_REQUEST_
Exactly as written, quote every line that follows, skipping the images.

_DATA SHOWN_
--
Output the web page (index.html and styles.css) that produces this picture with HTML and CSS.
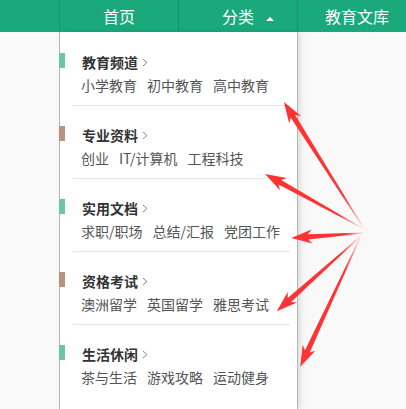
FILE: index.html
```html
<!DOCTYPE html>
<html>
<head>
    <title>分类导航</title>
    <meta charset="utf-8">
    <meta name="viewport" content="width=device-width, initial-scale=1.0">
    <link rel="stylesheet" href="styles.css">
</head>
<body>
    <div class="nav">
        <div class="nav-item">首页</div>
        <div class="nav-item"><span class="nav-label nav-open">分类</span></div>
        <div class="nav-item">教育文库</div>
    </div>

    <div class="menu">
        <div class="group">
            <div class="group-title mark-green">教育频道<svg class="chev" width="6" height="9" viewBox="0 0 6 9"><path d="M1 1l4 3.5L1 8"/></svg></div>
            <div class="group-links"><span>小学教育</span><span>初中教育</span><span>高中教育</span></div>
        </div>
        <div class="group">
            <div class="group-title mark-brown">专业资料<svg class="chev" width="6" height="9" viewBox="0 0 6 9"><path d="M1 1l4 3.5L1 8"/></svg></div>
            <div class="group-links"><span>创业</span><span>IT/计算机</span><span>工程科技</span></div>
        </div>
        <div class="group">
            <div class="group-title mark-green">实用文档<svg class="chev" width="6" height="9" viewBox="0 0 6 9"><path d="M1 1l4 3.5L1 8"/></svg></div>
            <div class="group-links"><span>求职/职场</span><span>总结/汇报</span><span>党团工作</span></div>
        </div>
        <div class="group">
            <div class="group-title mark-brown">资格考试<svg class="chev" width="6" height="9" viewBox="0 0 6 9"><path d="M1 1l4 3.5L1 8"/></svg></div>
            <div class="group-links"><span>澳洲留学</span><span>英国留学</span><span>雅思考试</span></div>
        </div>
        <div class="group group-last">
            <div class="group-title mark-green">生活休闲<svg class="chev" width="6" height="9" viewBox="0 0 6 9"><path d="M1 1l4 3.5L1 8"/></svg></div>
            <div class="group-links"><span>茶与生活</span><span>游戏攻略</span><span>运动健身</span></div>
        </div>
    </div>

    <!-- annotation arrows drawn over the page -->
    <svg class="arrows" width="406" height="409" viewBox="0 0 406 409">
        <defs>
            <linearGradient id="fade" x1="0" y1="0" x2="1" y2="0">
                <stop offset="0" stop-color="#ff3333" stop-opacity="0.15"/>
                <stop offset="0.25" stop-color="#ff3333" stop-opacity="1"/>
            </linearGradient>
        </defs>
        <polygon transform="translate(363 227) rotate(-122.3)" points="0,-0.4 131,-2.6 127,-7 148,0 127,7 131,2.6 0,0.4"/>
        <polygon transform="translate(362 228) rotate(-150.9)" points="0,-0.4 94,-2.6 90,-7 111,0 90,7 94,2.6 0,0.4"/>
        <polygon transform="translate(363 233) rotate(176)" points="0,-0.4 55,-2.6 51,-7 72,0 51,7 55,2.6 0,0.4"/>
        <polygon transform="translate(361 236) rotate(138.2)" points="0,-0.4 96,-2.6 92,-7 113,0 92,7 96,2.6 0,0.4"/>
        <polygon transform="translate(360 238) rotate(114.9)" points="0,-0.4 125,-2.6 121,-7 142,0 121,7 125,2.6 0,0.4"/>
    </svg>
</body>
</html>
```

FILE: styles.css
```css
html, body {
    margin: 0;
    padding: 0;
    height: 100%;
    overflow: hidden;
}

body {
    display: flex;
    flex-direction: column;
    background: #f9f9f9;
    font-family: "Noto Sans CJK SC", "Noto Sans", sans-serif;
}

.nav {
    display: flex;
    height: 32px;
    padding-left: 59px;
    background: #1aa97b;
    color: #fff;
    font-size: 16px;
    line-height: 32px;
    overflow: hidden;
}

.nav-item {
    flex: 0 0 118px;
    border-left: 1px solid #14986c;
    text-align: center;
}

.nav-label {
    position: relative;
}

.nav-open::after {
    content: "";
    position: absolute;
    left: calc(100% + 12px);
    top: 13px;
    border-left: 4px solid transparent;
    border-right: 4px solid transparent;
    border-bottom: 4px solid #fff;
}

.menu {
    flex: 1;
    width: 237px;
    margin-left: 59px;
    padding-top: 1px;
    background: #fff;
    border-left: 1px solid #b4b4b4;
    border-right: 1px solid #b4b4b4;
    box-shadow: 3px 0 5px rgba(0, 0, 0, 0.1);
}

.group {
    margin: 0 7px 0 13px;
    padding: 19px 0 10px;
    border-bottom: 1px solid #e6e6e6;
}

.group-last {
    border-bottom: none;
}

.group-title {
    position: relative;
    display: flex;
    align-items: center;
    padding-left: 9px;
    height: 20px;
    font-size: 14px;
    font-weight: bold;
    color: #333;
}

.group-title::before {
    content: "";
    position: absolute;
    left: -14px;
    top: 1px;
    width: 6px;
    height: 15px;
}

.mark-green::before {
    background: #6cc5a5;
}

.mark-brown::before {
    background: #b8947f;
}

.chev {
    margin-left: 4px;
    fill: none;
    stroke: #888;
    stroke-width: 1;
}

.group-links {
    display: flex;
    gap: 10px;
    margin-top: 3px;
    padding-left: 8px;
    height: 20px;
    line-height: 20px;
    font-size: 14px;
    color: #555;
}

.arrows {
    position: absolute;
    top: 0;
    left: 0;
    pointer-events: none;
}

.arrows polygon {
    fill: url(#fade);
}
```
--
_WRITTEN ANSWER_
Output the web page (index.html and styles.css) that produces this picture with HTML and CSS.
FILE: index.html
```html
<!DOCTYPE html>
<html>
<head>
    <title>分类导航</title>
    <meta charset="utf-8">
    <meta name="viewport" content="width=device-width, initial-scale=1.0">
    <link rel="stylesheet" href="styles.css">
</head>
<body>
    <div class="nav">
        <div class="nav-item">首页</div>
        <div class="nav-item"><span class="nav-label nav-open">分类</span></div>
        <div class="nav-item">教育文库</div>
    </div>

    <div class="menu">
        <div class="group">
            <div class="group-title mark-green">教育频道<svg class="chev" width="6" height="9" viewBox="0 0 6 9"><path d="M1 1l4 3.5L1 8"/></svg></div>
            <div class="group-links"><span>小学教育</span><span>初中教育</span><span>高中教育</span></div>
        </div>
        <div class="group">
            <div class="group-title mark-brown">专业资料<svg class="chev" width="6" height="9" viewBox="0 0 6 9"><path d="M1 1l4 3.5L1 8"/></svg></div>
            <div class="group-links"><span>创业</span><span>IT/计算机</span><span>工程科技</span></div>
        </div>
        <div class="group">
            <div class="group-title mark-green">实用文档<svg class="chev" width="6" height="9" viewBox="0 0 6 9"><path d="M1 1l4 3.5L1 8"/></svg></div>
            <div class="group-links"><span>求职/职场</span><span>总结/汇报</span><span>党团工作</span></div>
        </div>
        <div class="group">
            <div class="group-title mark-brown">资格考试<svg class="chev" width="6" height="9" viewBox="0 0 6 9"><path d="M1 1l4 3.5L1 8"/></svg></div>
            <div class="group-links"><span>澳洲留学</span><span>英国留学</span><span>雅思考试</span></div>
        </div>
        <div class="group group-last">
            <div class="group-title mark-green">生活休闲<svg class="chev" width="6" height="9" viewBox="0 0 6 9"><path d="M1 1l4 3.5L1 8"/></svg></div>
            <div class="group-links"><span>茶与生活</span><span>游戏攻略</span><span>运动健身</span></div>
        </div>
    </div>

    <!-- annotation arrows drawn over the page -->
    <svg class="arrows" width="406" height="409" viewBox="0 0 406 409">
        <defs>
            <linearGradient id="fade" x1="0" y1="0" x2="1" y2="0">
                <stop offset="0" stop-color="#ff3333" stop-opacity="0.15"/>
                <stop offset="0.25" stop-color="#ff3333" stop-opacity="1"/>
            </linearGradient>
        </defs>
        <polygon transform="translate(363 227) rotate(-122.3)" points="0,-0.4 131,-2.6 127,-7 148,0 127,7 131,2.6 0,0.4"/>
        <polygon transform="translate(362 228) rotate(-150.9)" points="0,-0.4 94,-2.6 90,-7 111,0 90,7 94,2.6 0,0.4"/>
        <polygon transform="translate(363 233) rotate(176)" points="0,-0.4 55,-2.6 51,-7 72,0 51,7 55,2.6 0,0.4"/>
        <polygon transform="translate(361 236) rotate(138.2)" points="0,-0.4 96,-2.6 92,-7 113,0 92,7 96,2.6 0,0.4"/>
        <polygon transform="translate(360 238) rotate(114.9)" points="0,-0.4 125,-2.6 121,-7 142,0 121,7 125,2.6 0,0.4"/>
    </svg>
</body>
</html>
```

FILE: styles.css
```css
html, body {
    margin: 0;
    padding: 0;
    height: 100%;
    overflow: hidden;
}

body {
    display: flex;
    flex-direction: column;
    background: #f9f9f9;
    font-family: "Noto Sans CJK SC", "Noto Sans", sans-serif;
}

.nav {
    display: flex;
    height: 32px;
    padding-left: 59px;
    background: #1aa97b;
    color: #fff;
    font-size: 16px;
    line-height: 32px;
    overflow: hidden;
}

.nav-item {
    flex: 0 0 118px;
    border-left: 1px solid #14986c;
    text-align: center;
}

.nav-label {
    position: relative;
}

.nav-open::after {
    content: "";
    position: absolute;
    left: calc(100% + 12px);
    top: 13px;
    border-left: 4px solid transparent;
    border-right: 4px solid transparent;
    border-bottom: 4px solid #fff;
}

.menu {
    flex: 1;
    width: 237px;
    margin-left: 59px;
    padding-top: 1px;
    background: #fff;
    border-left: 1px solid #b4b4b4;
    border-right: 1px solid #b4b4b4;
    box-shadow: 3px 0 5px rgba(0, 0, 0, 0.1);
}

.group {
    margin: 0 7px 0 13px;
    padding: 19px 0 10px;
    border-bottom: 1px solid #e6e6e6;
}

.group-last {
    border-bottom: none;
}

.group-title {
    position: relative;
    display: flex;
    align-items: center;
    padding-left: 9px;
    height: 20px;
    font-size: 14px;
    font-weight: bold;
    color: #333;
}

.group-title::before {
    content: "";
    position: absolute;
    left: -14px;
    top: 1px;
    width: 6px;
    height: 15px;
}

.mark-green::before {
    background: #6cc5a5;
}

.mark-brown::before {
    background: #b8947f;
}

.chev {
    margin-left: 4px;
    fill: none;
    stroke: #888;
    stroke-width: 1;
}

.group-links {
    display: flex;
    gap: 10px;
    margin-top: 3px;
    padding-left: 8px;
    height: 20px;
    line-height: 20px;
    font-size: 14px;
    color: #555;
}

.arrows {
    position: absolute;
    top: 0;
    left: 0;
    pointer-events: none;
}

.arrows polygon {
    fill: url(#fade);
}
```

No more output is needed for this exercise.